Revenue per available room (RevPAR) A metric used to assess how well a hotel has managed their inventory and rates to optimize revenue. Calculated by multiplying occupancy by ADR. Revenue Generating Index (RGI) or RevPAR Index (RPI) A metric used to determine whether a property is achieving its fair share of revenue compared to a specific group of hotels (i.e. a competitive set). It is calculated by taking the RevPAR of the property and dividing it by the RevPAR of the competitive set (competitive set data collected through a third-party provider, such as STR). An RGI of above 1 indicates the property is achieving more than its fair share, while below 1 suggests that the hotels in the competitive set are eating into the properties’ pie. Traditionally, hotel operators will prefer to multiply the number by 100 (or convert into a percentage).

Revenue Management The art and science of predicting real-time customer demand and optimizing the price and availability of products to match that demand.

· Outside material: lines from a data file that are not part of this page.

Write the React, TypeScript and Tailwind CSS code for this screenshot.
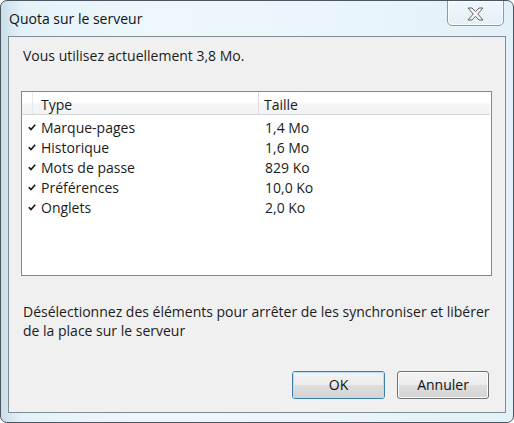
import React from "react";

const rows = [
  ["Marque-pages", "1,4 Mo"],
  ["Historique", "1,6 Mo"],
  ["Mots de passe", "829 Ko"],
  ["Préférences", "10,0 Ko"],
  ["Onglets", "2,0 Ko"],
];

function Check() {
  return (
    <svg width="8" height="7" viewBox="0 0 8 7" className="block">
      <path d="M0.8 3.2 L3 5.6 L7.2 0.8" fill="none" stroke="#1a1a1a" strokeWidth="1.7" />
    </svg>
  );
}

export default function App() {
  return (
    <div
      className="w-[514px] h-[423px] relative overflow-hidden rounded-[7px] border border-[#4a5560] bg-[linear-gradient(90deg,#c9dde8_0%,#e4f2f8_4%,#eef8fc_30%,#eaf6fb_60%,#e2f1f7_100%)] text-[#1b1b1b] text-[14px]"
      style={{ fontFamily: '"Open Sans", "Noto Sans", sans-serif' }}
    >
      <div className="h-[35px] flex items-center pl-[8px] pb-[1px] text-[#111]">
        Quota sur le serveur
      </div>
      <div className="absolute top-[-1px] right-[9px] w-[57px] h-[26px] rounded-b-[5px] border border-[#8d9aa6] bg-[linear-gradient(180deg,#eef7fb,#e4f1f7)] flex items-center justify-center shadow-[inset_0_0_0_1px_rgba(255,255,255,0.7)]">
        <svg width="17" height="14" viewBox="0 0 17 14" className="block mt-[1px]">
          <path
            d="M1 1 L5 1 L8.5 4.6 L12 1 L16 1 L10.8 7 L16 13 L12 13 L8.5 9.4 L5 13 L1 13 L6.2 7 Z"
            fill="#f4f4f4"
            stroke="#5e6369"
            strokeWidth="1"
            strokeLinejoin="round"
          />
        </svg>
      </div>
      <div className="mx-[7px] h-[377px] border border-[#7f8a93] bg-[#f0f0f0] flex flex-col">
        <div className="pl-[14px] pt-[9px] leading-[20px]">Vous utilisez actuellement 3,8 Mo.</div>
        <div className="ml-[12px] mr-[13px] mt-[25px] h-[185px] border border-[#828790] bg-white flex flex-col">
          <div className="h-[23px] flex border-b border-[#d5d5d5] bg-[linear-gradient(180deg,#ffffff_0%,#ffffff_45%,#f4f5f6_55%,#f2f3f4_100%)] mr-[1px]">
            <div className="w-[11px] border-r border-[#e8e8e8]" />
            <div className="w-[226px] border-r border-[#dcdcdc] pl-[8px] pt-[3px] leading-[20px]">Type</div>
            <div className="flex-1 pl-[5px] pt-[3px] leading-[20px]">Taille</div>
          </div>
          <div className="pt-[3px] flex flex-col">
            {rows.map(([t, s]) => (
              <div key={t} className="h-[20px] flex">
                <div className="w-[19px] pl-[6px] pt-[6px]">
                  <Check />
                </div>
                <div className="w-[224px] leading-[20px]">{t}</div>
                <div className="flex-1 leading-[20px]">{s}</div>
              </div>
            ))}
          </div>
        </div>
        <div className="pl-[14px] pr-[10px] mt-[26px] leading-[19px]">
          Désélectionnez des éléments pour arrêter de les synchroniser et libérer
          <br />
          de la place sur le serveur
        </div>
        <div className="flex-1" />
        <div className="flex justify-end gap-[12px] pr-[16px] pb-[13px]">
          <button className="w-[93px] h-[28px] rounded-[3px] border border-[#3c7fb1] bg-[linear-gradient(180deg,#eaf6fd_0%,#d9f0fc_48%,#bee6fd_52%,#a7d9f5_100%)] shadow-[inset_0_0_0_1px_#c6e6f7] text-[#111] leading-[26px]">
            <span className="block w-full h-full rounded-[2px] bg-[linear-gradient(180deg,#f3f3f3_0%,#ececec_48%,#dedede_52%,#d3d3d3_100%)] shadow-[inset_0_0_0_1px_#b8dcf0]">OK</span>
          </button>
          <button className="w-[92px] h-[28px] rounded-[3px] border border-[#707070] bg-[linear-gradient(180deg,#f3f3f3_0%,#ececec_48%,#dedede_52%,#d3d3d3_100%)] shadow-[inset_0_0_0_1px_#fcfcfc] text-[#111] leading-[26px]">
            Annuler
          </button>
        </div>
      </div>
    </div>
  );
}
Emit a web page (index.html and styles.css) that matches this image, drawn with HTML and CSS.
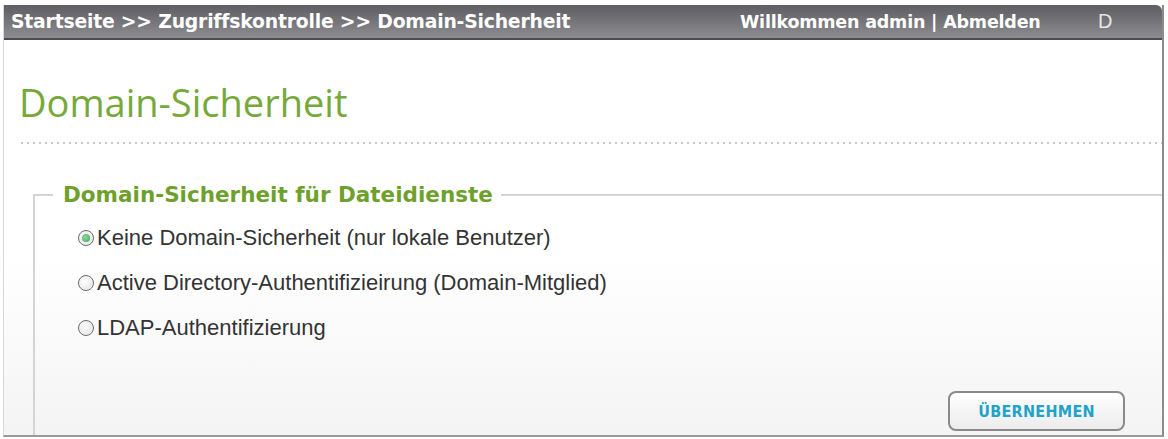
FILE: index.html
```html
<!DOCTYPE html>
<html lang="de">
<head>
    <meta charset="utf-8">
    <title>Domain-Sicherheit</title>
    <link rel="stylesheet" href="styles.css">
</head>
<body>
    <div class="frame">
        <div class="topbar">
            <div class="crumbs">Startseite &gt;&gt; Zugriffskontrolle &gt;&gt; Domain-Sicherheit</div>
            <div class="user">Willkommen admin | Abmelden</div>
            <div class="lang">D</div>
        </div>
        <div class="content">
            <h1 class="title">Domain-Sicherheit</h1>
            <div class="dots"></div>
            <fieldset class="group">
                <legend>Domain-Sicherheit für Dateidienste</legend>
                <label class="opt"><span class="radio checked"></span>Keine Domain-Sicherheit (nur lokale Benutzer)</label>
                <label class="opt"><span class="radio"></span>Active Directory-Authentifizieirung (Domain-Mitglied)</label>
                <label class="opt"><span class="radio"></span>LDAP-Authentifizierung</label>
                <div class="actions">
                    <button class="apply">ÜBERNEHMEN</button>
                </div>
            </fieldset>
        </div>
    </div>
</body>
</html>
```

FILE: styles.css
```css
html, body {
    margin: 0;
    padding: 0;
    background: #fff;
    overflow: hidden;
}

.frame {
    margin: 5px 4px 0 3px;
    height: 432px;
    border-right: 2px solid #8c8c8c;
    border-bottom: 2px solid #9a9a9a;
    border-left: 1px solid #d8d8d8;
    display: flex;
    flex-direction: column;
    box-sizing: border-box;
}

.topbar {
    height: 35px;
    display: flex;
    align-items: center;
    background: linear-gradient(#5e5e62, #727277 45%, #8c8c91);
    border-bottom: 2px solid #4c4c50;
    border-top-right-radius: 6px;
    color: #fff;
    font-family: "DejaVu Sans", sans-serif;
    font-weight: 700;
    font-size: 17.5px;
    white-space: nowrap;
    box-sizing: border-box;
}

.crumbs {
    padding-left: 7px;
    width: 729px;
    font-size: 18.8px;
    letter-spacing: -0.2px;
}

.user {
    width: 358px;
    letter-spacing: -0.2px;
}

.lang {
    font-family: "Liberation Sans", sans-serif;
    font-weight: 400;
    color: #e6e6e6;
    font-size: 20px;
}

.content {
    flex: 1;
    padding: 0 0 0 15px;
    background: linear-gradient(#fff 55%, #f4f4f4);
    display: flex;
    flex-direction: column;
}

.title {
    margin: 40px 0 0 0;
    font-family: "Open Sans", sans-serif;
    font-weight: 400;
    font-size: 38px;
    line-height: 44px;
    color: #76a83a;
}

.dots {
    margin-top: 18px;
    height: 2px;
    background-image: radial-gradient(circle, #c8c8c8 0.8px, transparent 1.2px);
    background-size: 6px 2px;
}

.group {
    margin: 38px 0 0 14px;
    padding: 8px 0 0 43px;
    flex: 1;
    border: 0;
    border-top: 2px solid #d4d4d4;
    border-left: 2px solid #d4d4d4;
    display: flex;
    flex-direction: column;
    min-width: 0;
}

.group legend {
    margin-left: -25px;
    padding: 0 8px 0 10px;
    font-family: "DejaVu Sans", sans-serif;
    font-weight: 700;
    font-size: 21.5px;
    color: #6ea12c;
}

.opt {
    display: flex;
    align-items: center;
    height: 45px;
    font-family: "Liberation Sans", Arial, sans-serif;
    font-size: 22px;
    color: #333;
}

.radio {
    width: 14px;
    height: 14px;
    margin-right: 3px;
    border: 1px solid #6a6a6a;
    border-radius: 50%;
    background: radial-gradient(circle at 40% 40%, #fff, #dcdcdc);
    box-shadow: inset 0 0 0 1px #f4f4f4;
    position: relative;
}

.radio.checked::after {
    content: "";
    position: absolute;
    left: 3px;
    top: 3px;
    width: 8px;
    height: 8px;
    border-radius: 50%;
    background: radial-gradient(circle at 40% 40%, #8fdc9c, #3aa35a);
}

.actions {
    flex: 1;
    display: flex;
    justify-content: flex-end;
    align-items: flex-end;
    padding: 0 37px 4px 0;
}

.apply {
    width: 177px;
    height: 40px;
    border: 2px solid #8a8a8a;
    border-radius: 8px;
    background: linear-gradient(#ffffff, #ececec);
    color: #23a3c6;
    font-family: "DejaVu Sans Condensed", "DejaVu Sans", sans-serif;
    font-weight: 700;
    font-size: 16px;
    letter-spacing: 0.3px;
    padding: 0;
}
```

Revenue Strategy A more comprehensive approach to revenue management that encompasses not just pricing and demand optimization but also business intelligence as it relates to sales, marketing, distribution and other functions across the hotel enterprise. It also accounts for costs associated with customer acquisition and retention; leverages interdepartmental intelligence to facilitate a collaborative approach to revenue generation; and unlocks behavioral insights through new data sources and price elasticity testing.

Shoulder Date Nights that are next to full or very compressed dates. If a Friday and Saturday are forecasted to be sold out, and Sunday is not, it would be considered a shoulder date in that example.

Transient Non-group business.

Unconstrained Demand The forecast of how many rooms you could sell if you had an unlimited number of rooms.

Web Shopping Regrets and Denials When a hotel has been shopped online and a rate was given but the guest did not book a reservation (regret), or a rate was not given at all due to a restriction or sell out (denial).

Yield The dynamic pricing, overbooking and allocation of perishable assets to maximize revenue.